A typically damning instance occurs when Nugent describes a night in 2003 that Smith spent on the Lower East Side with the Jon Spencer Blues Explosion: And their two days of shows turned into an ongoing party, with the Explosion’s posse swelling to include Russell Simmons, she remembers. (“She” being Smith’s friend and publicist, Dorien Garry.) Nugent doesn’t explain how or why these bar-hopping indie rockers hooked up with Simmons, the rap impresario and entrepreneur responsible for the Phat Farm clothing label and Def Jam Records. My guess is he failed to realize the Blues Explosion’s drummer happens to be named Russell Simins, a profoundly inconvenient homonym for a writer hurriedly transcribing interviews and rushing a book into print. The biography is filled with many such errors and approximations. Fifteen pages earlier, Chiba is introduced as a “slender Asian or half-Asian woman,” as if that were a hard thing to determine. And, in the final chapter, Nugent writes that Bright Eyes performed at last November’s tribute show at the Henry Fonda, though they were only listed in an early announcement and didn’t actually show up.

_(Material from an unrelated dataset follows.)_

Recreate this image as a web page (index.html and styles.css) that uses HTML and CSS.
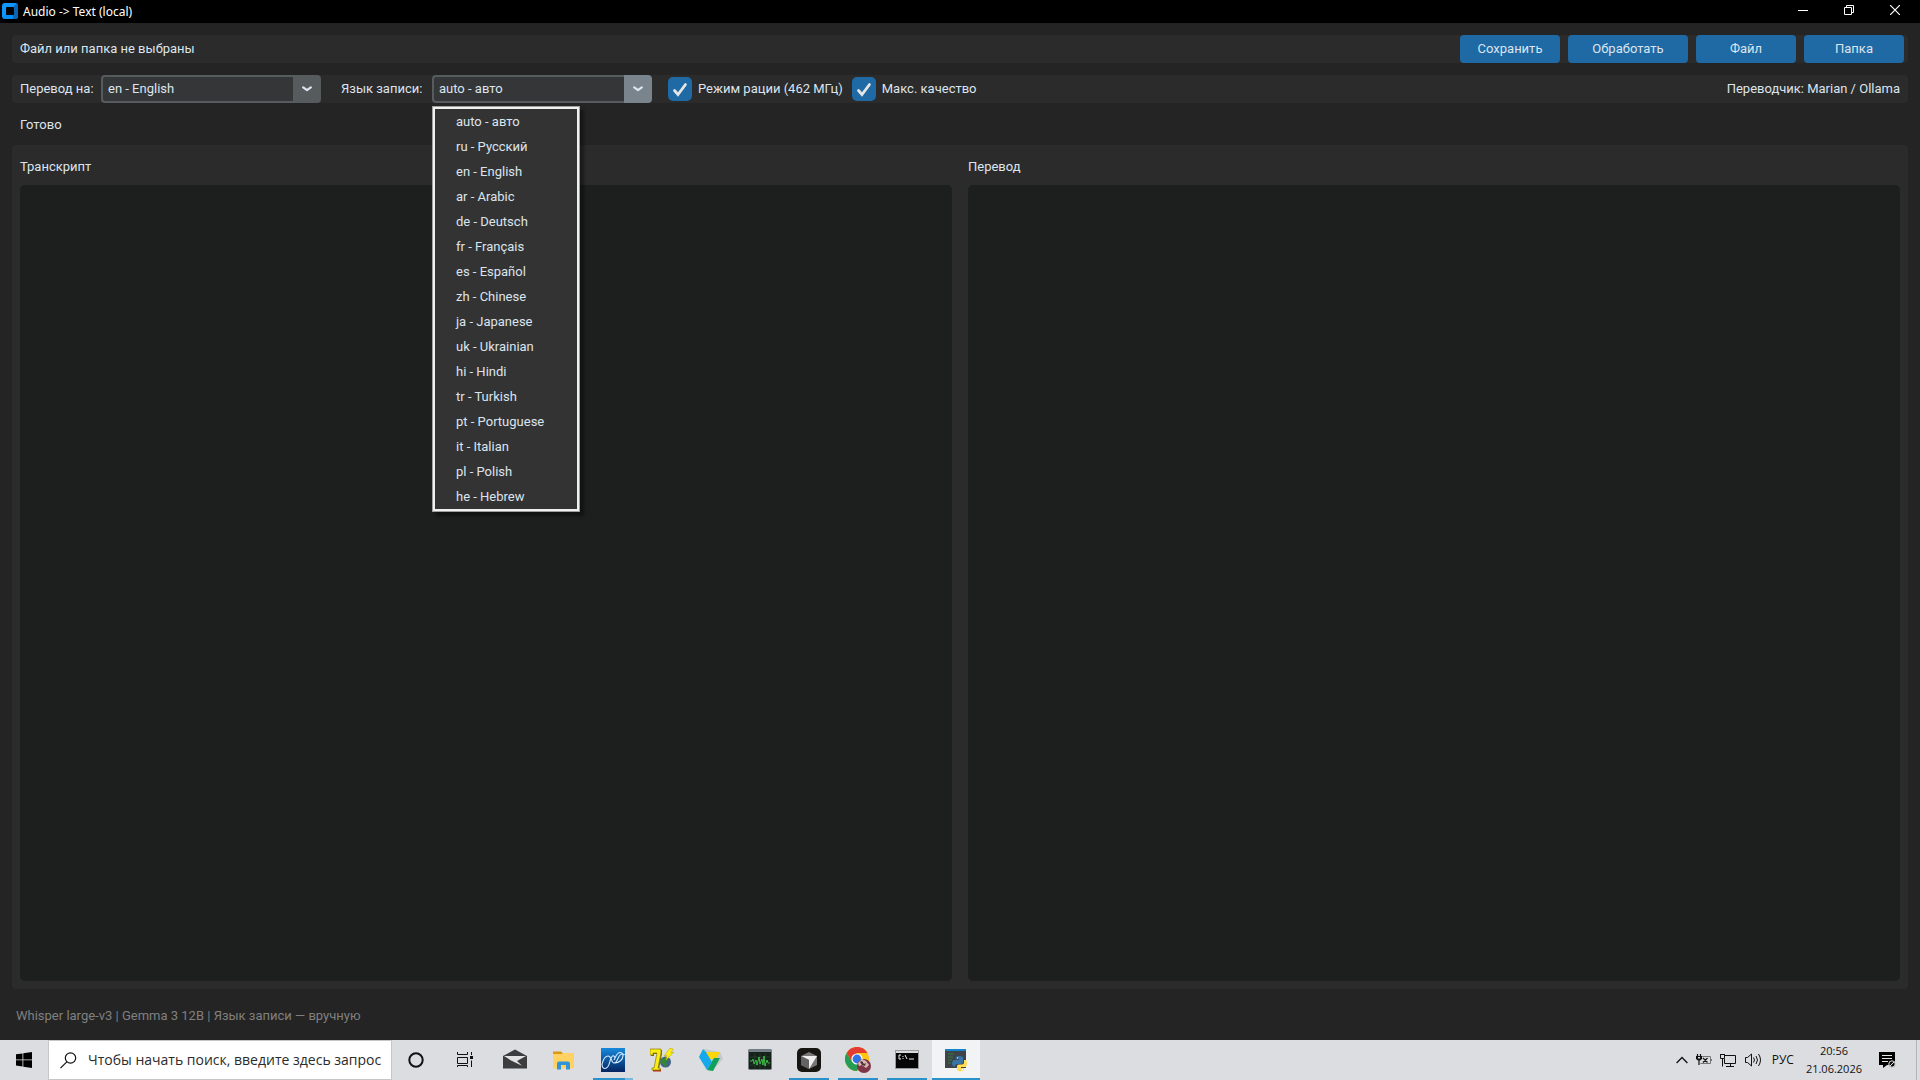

These nattering details are the best way to explain why this book — part oral history, part clip job — is so shoddy, patched together on the fly by an author with only cursory knowledge of his subject matter and little access to good sources. (Full disclosure: I am thanked in the book’s acknowledgments for leading Nugent to “two crucial interviews” which, in retrospect, I both regret and don’t understand because clearly the book contains no crucial interviews.) Nugent acknowledges his failings in an earnest but unflattering epilogue:

“Dear friends of Smith’s who might have been his staunchest defenders are absent from this book, because they don’t talk to the press about him and they wouldn’t make an exception for me. This isn’t surprising, because while as a college kid I moped around Portland talking about how influential they were, I never met Portlanders Neil Gust, Joanna Bolme, Janet Weiss and Sam Coomes . . . The same applies to Smith’s family. If one of those four musicians or any member of Smith’s family decides to talk one day, I bet it’ll change the way people look at Elliott Smith. That would be a palliative to much of the posthumous press about Smith, in which reporters were obliged to use quotes from people who barely knew him and people who wouldn’t give their names.”

Gee, thanks for sharing. I wish he’d thought of this beforehand, because I doubt future royalties or any part of this book’s $23.95 purchase price will go toward such a project.

 

A Mysterious Window on the Human Condition

Part of me wants not to fault Nugent. I feel for him because he was so obviously swimming in dark, dark waters while writing it — a land of brutal deadlines, with nary a key source to serve as a life raft. Even the advance he got for creating it couldn’t have allayed the pain of a journalist with a guilty conscience writing under duress.

Perhaps Nugent imagined that he was struggling with a great work that might never be truly finished, just as Elliott desperately tried to complete From a Basement on the Hill. Perhaps it’s more than speculation, because Smith was exactly the type of artist who demanded such empathy. Why? Well, because his understanding of the human condition was right there in his songs, right? It was seemingly Smith’s gift, this ability to blur the line between the unquenchable pain that he felt and the melancholy we all experience at times.